In deze zaak heeft het gerechtshof Amsterdam op 15 december 2020 uitspraak gedaan in hoger beroep tegen een vonnis van de rechtbank Amsterdam van 27 juli 2018. De zaak betreft de ontneming van wederrechtelijk verkregen voordeel van een betrokkene, geboren in 1974, die als bestuurder van een failliete rechtspersoon, [BV] B.V., is veroordeeld voor bedrieglijke bankbreuk. Het openbaar ministerie had in eerste aanleg gevorderd dat de betrokkene een bedrag van € 234.400 aan de Staat zou betalen ter ontneming van het wederrechtelijk verkregen voordeel. In eerste aanleg werd dit bedrag verlaagd naar € 70.300, maar zowel de betrokkene als het openbaar ministerie gingen in hoger beroep tegen dit ontnemingsvonnis.

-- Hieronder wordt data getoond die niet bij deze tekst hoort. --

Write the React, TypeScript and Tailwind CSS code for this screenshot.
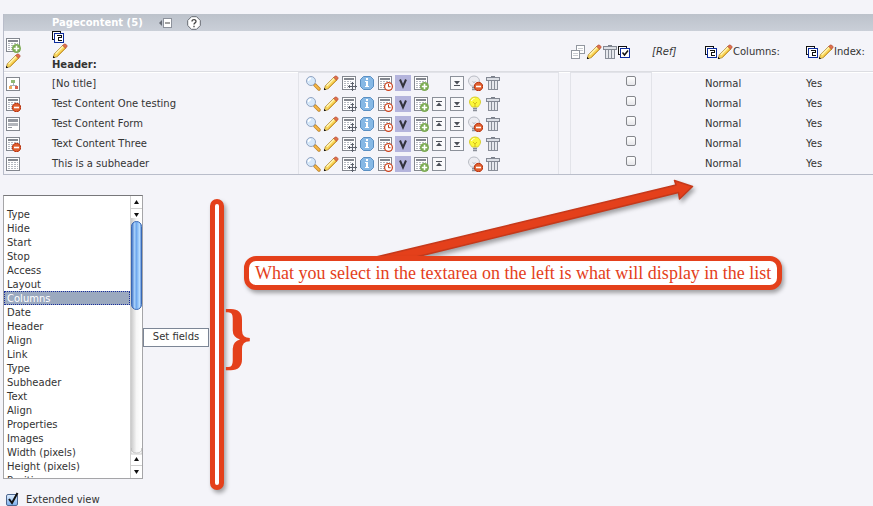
import React, { useState } from "react";

type Icon = { className?: string };

const Svg = ({ children, className = "" }: { children: React.ReactNode; className?: string }) => (
  <svg className={`h-4 w-4 shrink-0 ${className}`} viewBox="0 0 16 16" fill="none" aria-hidden="true">
    {children}
  </svg>
);

const Sheet = () => (
  <g shapeRendering="crispEdges">
    <rect x="1.5" y="1.5" width="13" height="13" fill="#fff" stroke="#83878f" />
    <path d="M3 4h10" stroke="#83878f" strokeWidth="2" />
    <path d="M3 6.5h10M3 8.5h10M3 10.5h10M3 12.5h10" stroke="#b4b8c0" strokeDasharray="2 1" />
  </g>
);

const Stop = () => (
  <g>
    <circle cx="11.5" cy="11.5" r="4.2" fill="#e0602f" stroke="#b93411" />
    <path d="M9 11.5h5" stroke="#fff" strokeWidth="1.6" />
  </g>
);

const SheetIcon = () => <Svg><Sheet /></Svg>;
const SheetHidden = () => <Svg><Sheet /><Stop /></Svg>;

const SheetNew = ({ className }: Icon) => (
  <Svg className={className}>
    <Sheet />
    <circle cx="11.5" cy="11.5" r="4.5" fill="#7cab53" />
    <path d="M11.5 8.8v5.4M8.8 11.5h5.4" stroke="#fff" strokeWidth="1.6" />
  </Svg>
);

const SheetMove = () => (
  <Svg>
    <Sheet />
    <path d="M11.5 6v10M7 11.5h9" stroke="#f4f4f9" strokeWidth="3" />
    <g shapeRendering="crispEdges" stroke="#5c616b">
      <path d="M11.5 7v9M7 11.5h9" />
      <path d="M10 8.5h3M10 14.5h3M8.5 10v3M14.5 10v3" />
    </g>
  </Svg>
);

const SheetTime = () => (
  <Svg>
    <Sheet />
    <circle cx="11.5" cy="11.5" r="3.9" fill="#fff" stroke="#c9401c" strokeWidth="1.2" />
    <path d="M11.5 9v2.7h2" stroke="#c9401c" />
  </Svg>
);

const TreeIcon = () => (
  <Svg>
    <g shapeRendering="crispEdges">
      <rect x="1.5" y="1.5" width="13" height="13" fill="#fff" stroke="#83878f" />
      <path d="M8.5 7v2M5.5 11V9.5h6V11" stroke="#a9aeb7" />
      <rect x="6" y="4" width="4" height="3" fill="#8fb873" />
      <rect x="4" y="10" width="3" height="3" fill="#eda95c" />
      <rect x="10" y="10" width="3" height="3" fill="#d9614c" />
    </g>
  </Svg>
);

const FormIcon = () => (
  <Svg>
    <g shapeRendering="crispEdges">
      <rect x="1.5" y="1.5" width="13" height="13" fill="#fff" stroke="#83878f" />
      <rect x="3" y="3" width="10" height="3" fill="#92969e" />
      <rect x="3" y="7" width="10" height="3" fill="#b3b6bc" />
      <path d="M3 11.5h4" stroke="#92969e" />
    </g>
  </Svg>
);

const Pencil = ({ className }: Icon) => (
  <Svg className={className}>
    <path d="M1.3 14.7l1-4L11 2l3 3-8.700 8.700z" fill="#f9d75c" stroke="#a98535" strokeWidth=".8" />
    <path d="M3.700 10.700L11.200 3.300" stroke="#fff3b4" strokeWidth="1.500" />
    <path d="M5.500 12.800L13.300 5" stroke="#e0a52c" strokeWidth="1" />
    <path d="M10.700 2.400l1.500-1.400h1.300l1.500 1.500v1.200l-1.500 1.600z" fill="#e0714f" stroke="#a8432a" strokeWidth=".6" />
    <path d="M1 15V12.800l2.200 2.200z" fill="#111" />
  </Svg>
);

const Magnifier = () => (
  <Svg>
    <path d="M9.8 9.8l4.2 4.2" stroke="#b9822c" strokeWidth="3.4" strokeLinecap="round" />
    <path d="M10.2 10.2l3.700 3.700" stroke="#f8b845" strokeWidth="2" strokeLinecap="round" />
    <circle cx="6" cy="6" r="4.5" fill="#d6e8fa" stroke="#93a5c2" />
    <path d="M3.5 6A2.5 2.5 0 016 3.5" stroke="#fff" strokeWidth="1.3" />
  </Svg>
);

const Info = () => (
  <Svg>
    <path d="M4.5 1.5h7l3 3v7l-3 3h-7l-3-3v-7z" fill="#86b8e5" stroke="#5a8fc2" />
    <g shapeRendering="crispEdges" fill="#fff">
      <path d="M7 3h2v2H7zM6 6h3v6H7V7H6zM6 11h4v1H6z" />
    </g>
  </Svg>
);

const Versions = () => (
  <Svg className="bg-[#b4b4dc]">
    <path d="M5 4.5L8 11.5 11 4.5" stroke="#34343c" strokeWidth="2" />
  </Svg>
);

const MoveButton = ({ up }: { up?: boolean }) => (
  <Svg>
    <g shapeRendering="crispEdges">
      <rect x="1.5" y="1.5" width="13" height="13" fill="#f9f9fb" stroke="#8c919a" />
      <path d={up ? "M5 5.5h6" : "M5 10.5h6"} stroke="#4c5058" />
    </g>
    <path d={up ? "M8 6.5l3 3.5H5z" : "M8 9.5L5 6h6z"} fill="#4c5058" />
  </Svg>
);

const Bulb = ({ hidden }: { hidden?: boolean }) => (
  <Svg>
    <path
      d="M8 1C4.8 1 2.5 3.2 2.5 6c0 2.200 1.500 3.400 2.700 5h5.600c1.200-1.600 2.700-2.800 2.700-5C13.500 3.200 11.200 1 8 1z"
      transform={hidden ? "translate(-1 0)" : undefined}
      fill={hidden ? "#ececf1" : "#fbf83c"}
      stroke={hidden ? "#b9bcc4" : "#d8cf30"}
    />
    <path d={hidden ? "M5 12.500h4M5 14.500h4" : "M6 12.500h4M6 14.500h4"} stroke="#8a8f99" strokeWidth="1.400" />
    <path d={hidden ? "M5.500 6l1.500 2 1.500-2" : "M6 6l2 2 2-2M8 8v3"} stroke={hidden ? "#c3c5cd" : "#d5bc1c"} />
    {!hidden && <path d="M4.500 5c.5-1.500 1.500-2.300 3-2.500" stroke="#fff" />}
    {hidden && <Stop />}
  </Svg>
);

const Trash = () => (
  <Svg>
    <g shapeRendering="crispEdges">
      <path d="M6 1.500h4" stroke="#7b808a" />
      <rect x="1.500" y="2.500" width="13" height="3" fill="#dcdfe5" stroke="#838893" />
      <path d="M3 6h10v9H3z" fill="#e6e8ed" />
      <path d="M3.500 6v9M6.500 6v9M9.500 6v9M12.500 6v9M3 14.500h10" stroke="#8a8f99" />
    </g>
  </Svg>
);

const Copy = () => (
  <Svg>
    <g shapeRendering="crispEdges">
      <rect x="6.500" y="1.500" width="8" height="8" fill="#fff" stroke="#9297a0" />
      <path d="M8 4.500h5M8 6.500h5" stroke="#c9ccd2" />
      <rect x="1.500" y="6.500" width="8" height="8" fill="#fff" stroke="#9297a0" />
      <path d="M3 9.500h5M3 11.500h5" stroke="#c9ccd2" />
    </g>
  </Svg>
);

const Clip = ({ check }: { check?: boolean }) => (
  <svg className="h-3 w-3 shrink-0" viewBox="0 0 12 12" fill="none" aria-hidden="true">
    <g shapeRendering="crispEdges">
      <rect x=".5" y=".5" width="8" height="8" fill="#fff" stroke="#111" />
      <rect x="2.500" y="2.500" width="9" height="9" fill="#fff" stroke="#0a2a9c" />
      {!check && <path d="M5 4.500h4v2h-3v3h3.500" stroke="#111" />}
    </g>
    {check && <path d="M4.500 6.500l2 2.500 3.500-4.500" stroke="#111" strokeWidth="1.500" />}
  </svg>
);

const rows = [
  { title: "[No title]", icon: <TreeIcon />, up: false, down: true, hidden: true },
  { title: "Test Content One testing", icon: <SheetHidden />, up: true, down: true, hidden: false },
  { title: "Test Content Form", icon: <FormIcon />, up: true, down: true, hidden: true },
  { title: "Text Content Three", icon: <SheetHidden />, up: true, down: true, hidden: false },
  { title: "This is a subheader", icon: <SheetIcon />, up: true, down: false, hidden: true },
];

const fields = [
  "", "Type", "Hide", "Start", "Stop", "Access", "Layout", "Columns", "Date", "Header", "Align", "Link",
  "Type", "Subheader", "Text", "Align", "Properties", "Images", "Width (pixels)", "Height (pixels)", "Position",
];

const IconButton = ({ label, children }: { label: string; children: React.ReactNode }) => (
  <button type="button" aria-label={label} className="block h-4 w-4 cursor-pointer">{children}</button>
);

function RowControls({ up, down, hidden }: { up: boolean; down: boolean; hidden: boolean }) {
  return (
    <div className="flex items-center gap-0.5 pb-px pl-1.5">
      <IconButton label="View"><Magnifier /></IconButton>
      <IconButton label="Edit"><Pencil /></IconButton>
      <IconButton label="Move"><SheetMove /></IconButton>
      <IconButton label="Info"><Info /></IconButton>
      <IconButton label="History"><SheetTime /></IconButton>
      <IconButton label="Versions"><Versions /></IconButton>
      <IconButton label="New"><SheetNew /></IconButton>
      {up ? <IconButton label="Move up"><MoveButton up /></IconButton> : <span className="w-4" />}
      {down ? <IconButton label="Move down"><MoveButton /></IconButton> : <span className="w-4" />}
      <IconButton label={hidden ? "Unhide" : "Hide"}><Bulb hidden={hidden} /></IconButton>
      <IconButton label="Delete"><Trash /></IconButton>
    </div>
  );
}

function ContentTable() {
  return (
    <section className="ml-[3px] border-b border-l border-[#b9bdca]">
      <header className="flex h-[17px] items-center bg-linear-to-b from-[#bcc2cb] to-[#cacfd8] pl-12">
        <h1 className="font-bold text-white">Pagecontent (5)</h1>
        <button type="button" aria-label="Collapse" className="ml-4">
          <svg className="h-3.5 w-3.5" viewBox="0 0 14 14" fill="none">
            <path d="M0 7l3-3v6z" fill="#666b75" />
            <rect x="4.500" y="2.500" width="8" height="9" fill="#fff" stroke="#8d929c" />
            <path d="M6 7h5" stroke="#444" />
          </svg>
        </button>
        <button type="button" aria-label="Help" className="ml-3.5">
          <svg className="h-3.5 w-3.5" viewBox="0 0 14 14" fill="none">
            <path d="M4.500 .700h5l3.800 3.800v5l-3.800 3.800h-5L.700 9.500v-5z" fill="#fff" stroke="#666a72" />
            <path d="M5 5.500c0-2.500 4-2.500 4 0C9 7 7 6.800 7 8.500M7 9.700v1.500" stroke="#444" strokeWidth="1.300" />
          </svg>
        </button>
      </header>
      <table className="w-full table-fixed border-separate border-spacing-0 text-left">
        <colgroup>
          <col className="w-12" />
          <col className="w-[246px]" />
          <col className="w-[261px]" />
          <col className="w-[11px]" />
          <col className="w-[82px]" />
          <col className="w-[53px]" />
          <col className="w-[101px]" />
          <col />
        </colgroup>
        <thead>
          <tr className="h-10 [&>th]:border-b [&>th]:border-[#dcdde2] [&>th]:font-normal">
            <th className="pt-1 pl-px">
              <IconButton label="New record"><SheetNew /></IconButton>
              <IconButton label="Edit records"><Pencil /></IconButton>
            </th>
            <th className="align-top">
              <Clip />
              <Pencil />
              <span className="block leading-3 font-bold">Header:</span>
            </th>
            <th />
            <th />
            <th>
              <div className="flex items-center pt-0.5">
                <Copy />
                <Pencil />
                <Trash />
                <Clip check />
              </div>
            </th>
            <th className="pt-0.5 italic">[Ref]</th>
            <th>
              <div className="flex items-center pt-0.5"><Clip /><Pencil />Columns:</div>
            </th>
            <th>
              <div className="flex items-center pt-0.5"><Clip /><Pencil />Index:</div>
            </th>
          </tr>
        </thead>
        <tbody>
          {rows.map((row) => (
            <tr
              key={row.title}
              className="h-5 first:h-[22px] [&:first-child>td]:border-t [&:first-child>td]:border-t-white"
            >
              <td className="pl-px">{row.icon}</td>
              <td>{row.title}</td>
              <td className="border-x border-[#e2e3e9] in-[tr:first-child]:border-t-[#e2e3e9]!"><RowControls {...row} /></td>
              <td />
              <td className="border-x border-[#e2e3e9] in-[tr:first-child]:border-t-[#e2e3e9]!">
                <input
                  type="checkbox"
                  aria-label={`Select ${row.title}`}
                  className="mb-1.5 ml-[55px] block h-2.5 w-2.5 appearance-none rounded-xs border border-[#85878c] bg-linear-to-b from-white to-[#e6e6ea] checked:bg-blue-400"
                />
              </td>
              <td />
              <td>Normal</td>
              <td>Yes</td>
            </tr>
          ))}
        </tbody>
      </table>
    </section>
  );
}

// Aqua style scrollbar next to the field list
const ScrollBar = () => (
  <svg className="h-full w-[11px] shrink-0" viewBox="0 0 11 282" aria-hidden="true">
    <defs>
      <linearGradient id="track">
        <stop offset="0" stopColor="#c9c9c9" />
        <stop offset=".5" stopColor="#f6f6f6" />
        <stop offset="1" stopColor="#fff" />
      </linearGradient>
      <linearGradient id="thumb">
        <stop offset="0" stopColor="#3769bd" />
        <stop offset=".3" stopColor="#a4cdf8" />
        <stop offset=".5" stopColor="#6fa9ee" />
        <stop offset=".8" stopColor="#b5dcff" />
        <stop offset="1" stopColor="#4d7fcd" />
      </linearGradient>
    </defs>
    <rect width="11" height="282" fill="#fff" />
    <rect y="22" width="11" height="235" fill="url(#track)" />
    <path d="M0 252q0 5 5.500 5t5.500-5v6H0z" fill="#fff" stroke="#b5b5b5" strokeWidth=".7" />
    <path d="M0 12.500h11M0 269.500h11" stroke="#d0d0d0" />
    <rect x=".5" y="25.500" width="10" height="88" rx="5" fill="url(#thumb)" stroke="#3968b4" />
    <path d="M5.500 4L8 8H3zM5.500 21L3 17h5zM5.500 261L8 265H3zM5.500 278L3 274h5z" fill="#111" />
  </svg>
);

function FieldSelector() {
  const [selected, setSelected] = useState(["7"]);

  return (
    <div className="ml-[3px] flex items-center">
      <div className="flex h-[284px] w-[140px] border border-[#a5a5a8] border-t-[#77777a] bg-white">
        <select
          multiple
          aria-label="Fields"
          value={selected}
          onChange={(e) => setSelected(Array.from(e.target.selectedOptions, (o) => o.value))}
          className="h-full min-w-0 flex-1 overflow-hidden border-r border-[#d0d0d0] bg-white outline-none"
        >
          {fields.map((field, i) => (
            <option
              key={i}
              value={String(i)}
              className="h-3.5 min-h-0 px-[3px] pt-0.5 pb-0 first:h-[11px] checked:-outline-offset-1 checked:outline-1 checked:outline-dotted checked:outline-[#1a2f9c] checked:bg-linear-to-b checked:from-[#9ba9bf] checked:to-[#9ba9bf] checked:[-webkit-text-fill-color:white]"
            >
              {field}
            </option>
          ))}
        </select>
        <ScrollBar />
      </div>
      <button type="button" className="h-[19px] w-[66px] border border-[#7c8696] bg-white leading-4">
        Set fields
      </button>
    </div>
  );
}

// Red notes laid over the page
function Annotations() {
  return (
    <div className="pointer-events-none absolute inset-0 overflow-hidden text-[#e4401b]">
      <svg className="absolute top-[170px] left-[360px] h-[100px] w-[350px] drop-shadow-[2px_3px_2px_rgba(0,0,0,0.35)]" viewBox="360 170 350 100">
        <path
          d="M374 257.500L676 185 674.500 180.500 692.500 186.500 679.500 199 678.500 192.500 414 257.500z"
          fill="#e4401b"
          stroke="#c5391b"
          strokeWidth="1.500"
          strokeLinejoin="round"
        />
      </svg>
      <div className="absolute top-[199px] left-[210px] h-[291px] w-3.5 rounded-full border-[5px] border-[#e4401b] bg-white shadow-[2px_3px_4px_rgba(0,0,0,0.35)]" />
      <div className="absolute top-[299px] left-[223px] font-['Liberation_Serif',serif] text-[74px] leading-[74px] font-bold">
        {"}"}
      </div>
      <p className="absolute top-[256px] left-[244px] rounded-xl border-[5px] border-[#e4401b] bg-white px-1.5 font-['Liberation_Serif',serif] text-[18px] leading-6 whitespace-nowrap shadow-[2px_3px_4px_rgba(0,0,0,0.35)]">
        What you select in the textarea on the left is what will display in the list
      </p>
    </div>
  );
}

export default function App() {
  const [extended, setExtended] = useState(true);

  return (
    <main className="relative min-h-screen bg-[#f4f4f9] pt-3.5 font-['DejaVu_Sans',Verdana,sans-serif] text-[10px] leading-4 text-[#333]">
      <ContentTable />
      <div className="pt-5">
        <FieldSelector />
      </div>
      <label className="mt-3 ml-1.5 flex h-[15px] items-end gap-2 leading-3">
        <span className="relative block h-3 w-3">
          <input
            type="checkbox"
            checked={extended}
            onChange={(e) => setExtended(e.target.checked)}
            className="peer block h-3 w-3 appearance-none rounded-xs border border-[#4d6791] bg-linear-to-b from-[#dcebfc] to-[#7fb2ee]"
          />
          <svg className="absolute -top-0.5 left-0 hidden h-3.5 w-3.5 peer-checked:block" viewBox="0 0 14 14" fill="none">
            <path d="M3 7l3 4L11.500 1" stroke="#111" strokeWidth="2" />
          </svg>
        </span>
        Extended view
      </label>
      <Annotations />
    </main>
  );
}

Het hof heeft vastgesteld dat de betrokkene in de periode van 1 januari 2012 tot en met 22 januari 2013 goederen aan de boedel van [BV] heeft onttrokken, wat heeft geleid tot een bedrieglijke verkorting van de rechten van de schuldeisers. Het hof heeft de ontnemingsvordering beoordeeld en vastgesteld dat de betrokkene wederrechtelijk voordeel heeft verkregen door 34 voertuigen aan de boedel van [BV] te onttrekken. De waarde van deze voertuigen is geschat op € 234.400, maar het hof heeft rekening gehouden met de overschrijding van de redelijke termijn en heeft de verplichting tot betaling aan de Staat vastgesteld op € 186.560.
Het hof heeft het vonnis van de rechtbank vernietigd en opnieuw recht gedaan, waarbij het de betrokkene de verplichting oplegde tot betaling van het vastgestelde bedrag aan de Staat. De beslissing is gegrond op artikel 36e van het Wetboek van Strafrecht, dat betrekking heeft op de ontneming van wederrechtelijk verkregen voordeel.